Cierro los ojos. Ante mí, el Atlántico infinito. Azul. Inmensamente azul. Me dejo llevar: siento que puedo volar por encima de él, descubrir todos los tesoros que esconde. Aquí, en Galicia, y allí, en el otro mundo, el nuevo. Los abro. La luz me ciega. Recobro la visión, sigo sintiendo el océano en mis pupilas.

Las gotas de sudor recorren mi cara. Me acerco al bar que hay en lo alto de la carretera. Desde su terraza vuelvo a descubrirlo. Me siento en una de las mesas, y lo sigo observando. Estoy hipnotizada por su belleza. Me pido un albariño helado y lo disfruto mientras veo las olas acercarse a la costa. De forma rítmica, sin prisa, van llegando una tras otra, muriendo convertidas en espuma turquesa.

Vuelvo a cerrar los ojos. Recorro volando este mar de mares en busca de lugares sorprendentes, donde atreverme a ser valiente y poder vivir el viaje de una forma única.

Lo he cruzado. Lo he conseguido. Estoy en Laguna, Brasil. A pocos metros de mí, debajo, en el agua, un grupo de delfines mulares ayuda a los pescadores locales y les indica donde están los bancos de peces golpeando sus cabezas o sus colas contra las olas. Es el momento, los pecadores sueltan las redes.
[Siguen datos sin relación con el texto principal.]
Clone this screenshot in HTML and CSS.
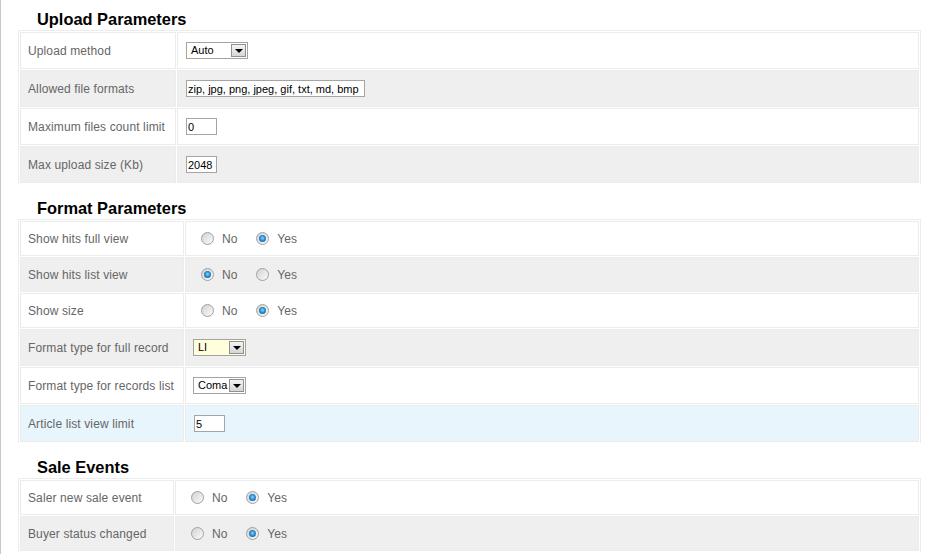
FILE: index.html
```html
<!DOCTYPE html>
<html lang="en">
<head>
<meta charset="utf-8">
<title>Parameters</title>
<link rel="stylesheet" href="styles.css">
</head>
<body>
<div class="page">

  <h2 class="group-title">Upload Parameters</h2>
  <table class="params">
    <tr>
      <td class="key key-upload">Upload method</td>
      <td class="val"><div class="cell">
        <span class="select w-auto"><span class="sel-text">Auto</span><span class="sel-btn"><span class="tri"></span></span></span>
      </div></td>
    </tr>
    <tr class="alt">
      <td class="key key-upload">Allowed file formats</td>
      <td class="val"><div class="cell"><input class="txt txt-wide" type="text" value="zip, jpg, png, jpeg, gif, txt, md, bmp"></div></td>
    </tr>
    <tr>
      <td class="key key-upload">Maximum files count limit</td>
      <td class="val"><div class="cell"><input class="txt txt-small" type="text" value="0"></div></td>
    </tr>
    <tr class="alt">
      <td class="key key-upload">Max upload size (Kb)</td>
      <td class="val"><div class="cell"><input class="txt txt-small" type="text" value="2048"></div></td>
    </tr>
  </table>

  <h2 class="group-title">Format Parameters</h2>
  <table class="params">
    <tr>
      <td class="key key-format">Show hits full view</td>
      <td class="val"><div class="cell cell-radio">
        <span class="opt"><span class="radio"></span>No</span>
        <span class="opt"><span class="radio on"></span>Yes</span>
      </div></td>
    </tr>
    <tr class="alt">
      <td class="key key-format">Show hits list view</td>
      <td class="val"><div class="cell cell-radio">
        <span class="opt"><span class="radio on"></span>No</span>
        <span class="opt"><span class="radio"></span>Yes</span>
      </div></td>
    </tr>
    <tr>
      <td class="key key-format">Show size</td>
      <td class="val"><div class="cell cell-radio">
        <span class="opt"><span class="radio"></span>No</span>
        <span class="opt"><span class="radio on"></span>Yes</span>
      </div></td>
    </tr>
    <tr class="alt">
      <td class="key key-format">Format type for full record</td>
      <td class="val"><div class="cell">
        <span class="select w-short hl"><span class="sel-text">LI</span><span class="sel-btn"><span class="tri"></span></span></span>
      </div></td>
    </tr>
    <tr>
      <td class="key key-format">Format type for records list</td>
      <td class="val"><div class="cell">
        <span class="select w-short"><span class="sel-text">Coma</span><span class="sel-btn"><span class="tri"></span></span></span>
      </div></td>
    </tr>
    <tr class="focus">
      <td class="key key-format">Article list view limit</td>
      <td class="val"><div class="cell"><input class="txt txt-small" type="text" value="5"></div></td>
    </tr>
  </table>

  <h2 class="group-title">Sale Events</h2>
  <table class="params">
    <tr>
      <td class="key key-sale">Saler new sale event</td>
      <td class="val"><div class="cell cell-radio">
        <span class="opt"><span class="radio"></span>No</span>
        <span class="opt"><span class="radio on"></span>Yes</span>
      </div></td>
    </tr>
    <tr class="alt">
      <td class="key key-sale">Buyer status changed</td>
      <td class="val"><div class="cell cell-radio">
        <span class="opt"><span class="radio"></span>No</span>
        <span class="opt"><span class="radio on"></span>Yes</span>
      </div></td>
    </tr>
  </table>

</div>
</body>
</html>
```

FILE: styles.css
```css
html, body {
  margin: 0;
  padding: 0;
  background: #fff;
}

body {
  font-family: "Liberation Sans", Arial, sans-serif;
  font-size: 12px;
  color: #666;
}

.page {
  border-left: 1px solid #c8c8c8;
  min-height: 554px;
  box-sizing: border-box;
  padding: 10px 0 0 17px;
}

.group-title {
  margin: 15px 0 2px 0;
  padding-left: 19px;
  font-size: 16.4px;
  line-height: 18px;
  font-weight: bold;
  color: #000;
}

.group-title:first-child {
  margin-top: 0;
}

.params {
  width: 903px;
  box-sizing: border-box;
  border-collapse: separate;
  border-spacing: 1px;
  border: 1px solid #ececec;
  border-bottom: 0;
}

.params td {
  border: 1px solid #ececec;
  padding: 0 7px;
  vertical-align: middle;
  background: #fff;
}

.params tr.alt td {
  background: #efefef;
}

.params tr.focus td {
  background: #e8f5fd;
}

.key {
  box-sizing: border-box;
  white-space: nowrap;
  letter-spacing: 0.12px;
}

.key-upload { width: 156px; }
.key-format { width: 164px; }
.key-sale { width: 154px; }

.cell {
  display: flex;
  align-items: center;
  height: 35px;
}

.cell-radio {
  height: 33px;
}

/* select boxes */
.select {
  display: inline-flex;
  align-items: center;
  box-sizing: border-box;
  height: 17px;
  border: 1px solid #a3a3a3;
  background: #fff;
  font-size: 11px;
  color: #000;
  margin-left: 1px;
}

.select.hl {
  background: #ffffdc;
}

.w-auto { width: 62px; }
.w-short { width: 53px; margin-left: 0; }

.sel-text {
  flex: 1;
  padding-left: 4px;
  line-height: 15px;
}

.sel-btn {
  display: flex;
  align-items: center;
  justify-content: center;
  box-sizing: border-box;
  width: 15px;
  height: 13px;
  margin-right: 1px;
  border: 1px solid #8f8f8f;
  background: linear-gradient(#f4f4f4, #d6d6d6);
}

.tri {
  width: 0;
  height: 0;
  border-left: 4px solid transparent;
  border-right: 4px solid transparent;
  border-top: 4px solid #000;
  margin-top: 1px;
}

/* text inputs */
.txt {
  box-sizing: border-box;
  height: 17px;
  margin: 0 0 0 1px;
  padding: 0 1px;
  border: 1px solid #a5a5a5;
  background: #fff;
  font-family: "Liberation Sans", Arial, sans-serif;
  font-size: 11px;
  color: #000;
  outline: none;
}

.txt-wide { width: 179px; }
.txt-small { width: 31px; }

/* radios */
.opt {
  display: inline-flex;
  align-items: center;
  gap: 8px;
  margin-left: 19px;
  color: #666;
}

.opt:first-child {
  margin-left: 8px;
}

.radio {
  display: inline-flex;
  align-items: center;
  justify-content: center;
  box-sizing: border-box;
  width: 13px;
  height: 13px;
  border-radius: 50%;
  border: 1px solid #a0a0a0;
  background: linear-gradient(135deg, #d2d2d2, #fbfbfb);
}

.radio.on::after {
  content: "";
  width: 7px;
  height: 7px;
  border-radius: 50%;
  background: radial-gradient(circle at 50% 45%, #8fd6ff 0, #2d8fd4 45%, #0e4a7a 100%);
}
```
Con mi imaginación puedo ir adónde quiera. No tengo límites para recorrer este océano hacia al norte y al sur, hacia el este y al oeste. Mi corazón es mi única brújula. ¡Me queda tanto por descubrir! El carácter salino del vino se queda atrapado en el cielo de mi boca. Pido una segunda copa de Mar de Frades. Con el recuerdo frutal de su uva en mi paladar, con el reflejo en mi retina de su brillante color lima, me lanzo de nuevo a la aventura, sigo con mi viaje Made of Atlantic. El Atlántico infinito me espera.